Thursday, March 14, 2013

"I have a fighting chance until I'm gone." -Rhoda

A terminal diagnosis is frightening. Back in December my doctor said, "The cancer has metastasized. You are no longer curable, just treatable." Once the shock began to subside, then the pain of all the milestones I will miss came flooding to the forefront--drowning me. I was told the average Triple Negative Breast Cancer patient who has metastatic disease lives approximately two years. But, at the risk of sounding conceited, I've always considered myself to be somewhat above average in determination. This three-year cancer rollercoaster has certainly put me to the test, but I'm scrappy and I have faith. No super-intelligent, triple-doctorate-earning, socially awkward oncologist can take that away from me. Three lesions were found in my chest wall in that December scan. Although slight in size, cancer is cancer and metastatic cancer only means one thing . . . the clock is ticking. I felt torn. Should we just go with chemo or take a chance with a clinical trial? Since the past attempts at chemo, radiation and surgery clearly did not deter this cancer, I felt led toward the trial. But was quickly shut out. A few weeks later, miraculously, a spot opened up. One spot created by God--for me. The upside: the drug was having positive results in shrinkage. The downside: I'd have to travel to and from Boston weekly at first then every three weeks for as long as it was successful.
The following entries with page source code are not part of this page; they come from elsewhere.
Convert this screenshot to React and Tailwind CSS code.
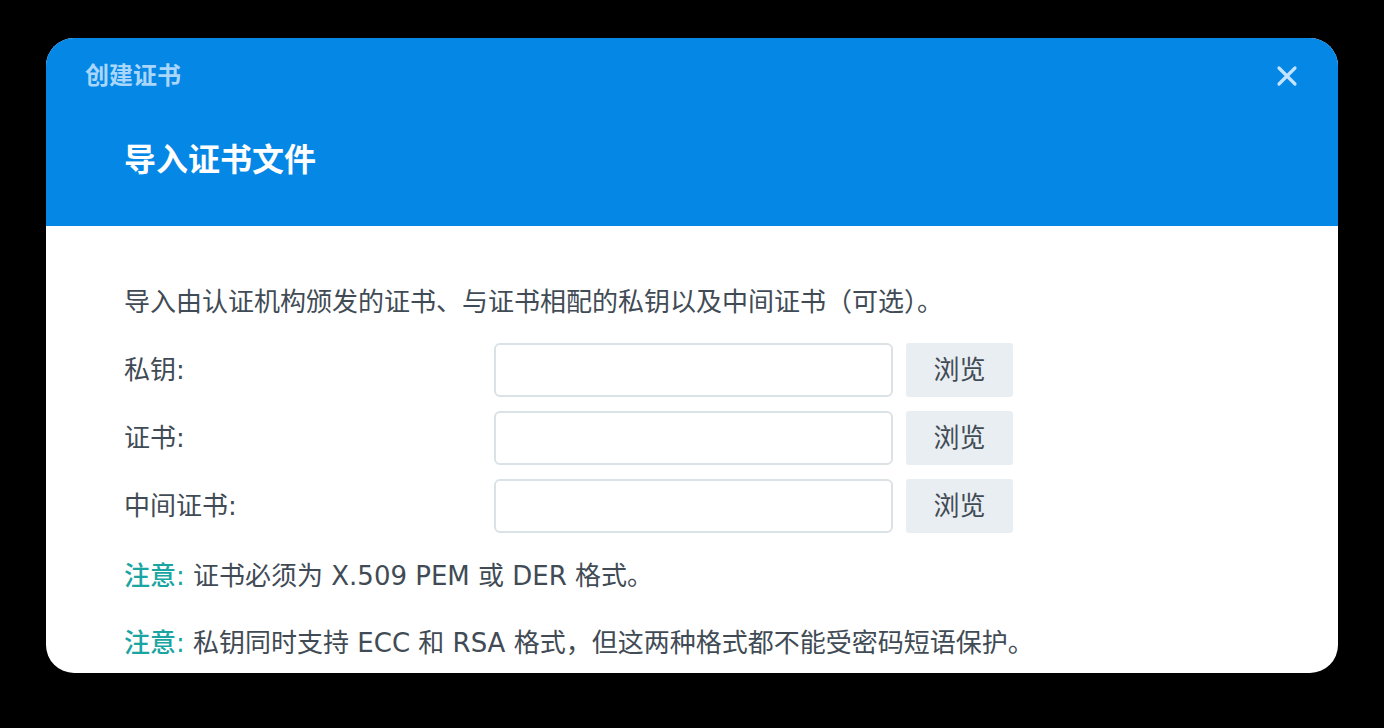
import React from "react"

const font = { fontFamily: '"DejaVu Sans", "Noto Sans CJK SC", sans-serif' }

function FileRow({ label }) {
  return (
    <div className="flex items-center">
      <div className="w-[370px] text-[26px] text-[#414b55]">{label}</div>
      <div className="h-[54px] w-[399px] rounded-[6px] border-2 border-[#dae2e5] bg-white" />
      <button
        type="button"
        className="ml-[13px] h-[54px] w-[107px] rounded-[3px] bg-[#e9eef2] text-[26px] text-[#414b55]"
      >
        浏览
      </button>
    </div>
  )
}

export default function App() {
  return (
    <div className="min-h-screen w-full bg-black pt-[38px] pl-[46px]" style={font}>
      <div className="flex h-[635px] w-[1292px] flex-col overflow-hidden rounded-[28px] bg-white">
        <div className="h-[188px] shrink-0 bg-[#0587e6]">
          <div className="flex items-center justify-between pl-[39px] pr-[40px] pt-[24px]">
            <span className="text-[24px] font-bold leading-[28px] text-[#a9d6fb]">创建证书</span>
            <svg width="22" height="22" viewBox="0 0 22 22" className="text-[#c4e3fc]">
              <path d="M3 3 L19 19 M19 3 L3 19" stroke="currentColor" strokeWidth="3.2" strokeLinecap="round" />
            </svg>
          </div>
          <h1 className="mt-[50px] pl-[78px] text-[32px] font-bold leading-[40px] text-white">导入证书文件</h1>
        </div>
        <div className="flex flex-col pl-[78px] pt-[60px]">
          <p className="text-[26px] leading-[32px] text-[#414b55]">
            导入由认证机构颁发的证书、与证书相配的私钥以及中间证书（可选）。
          </p>
          <div className="mt-[25px] flex flex-col gap-[14px]">
            <FileRow label="私钥:" />
            <FileRow label="证书:" />
            <FileRow label="中间证书:" />
          </div>
          <p className="mt-[27px] text-[26px] leading-[32px] text-[#414b55]">
            <span className="font-medium text-[#1aa5a2]">注意:</span> 证书必须为 X.509 PEM 或 DER 格式。
          </p>
          <p className="mt-[35px] text-[26px] leading-[32px] text-[#414b55]">
            <span className="font-medium text-[#1aa5a2]">注意:</span> 私钥同时支持 ECC 和 RSA 格式，但这两种格式都不能受密码短语保护。
          </p>
        </div>
      </div>
    </div>
  )
}
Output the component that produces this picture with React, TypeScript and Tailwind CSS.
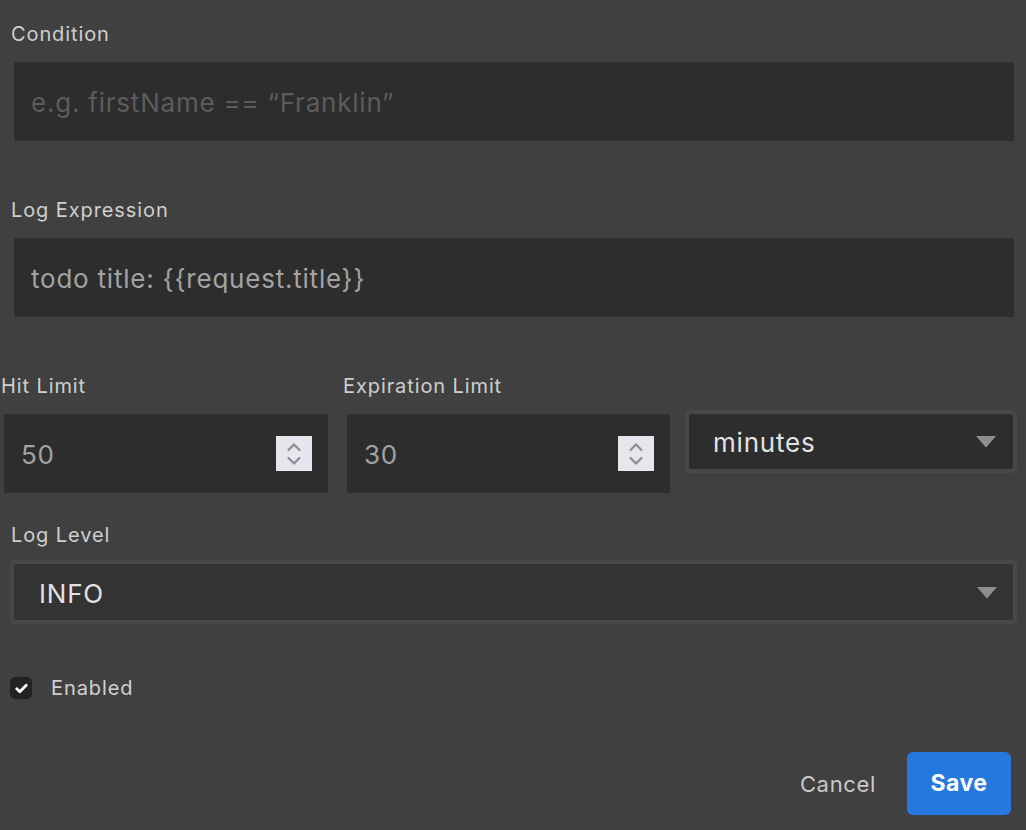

The upside definitely outweighed the downside. Fast forward seven weeks: hotel costs ($1500), gas ($3000), tolls ($100) today's scan results (PRICELESS) Get this: Not only did the lesion in my left lymph node shrink nearly 20%, but the other two lesions in my right internal mammary lymph node and right pectoral lymph node are GONE! That is correct, folks . . . GONE!!! There is only one answer. The answer is prayer. God has been in every detail. And although I have had moments when I start to lose hope, He brings me back. Every time He brings me back. I know I am not cured. But I am not dying of cancer. I am living with cancer.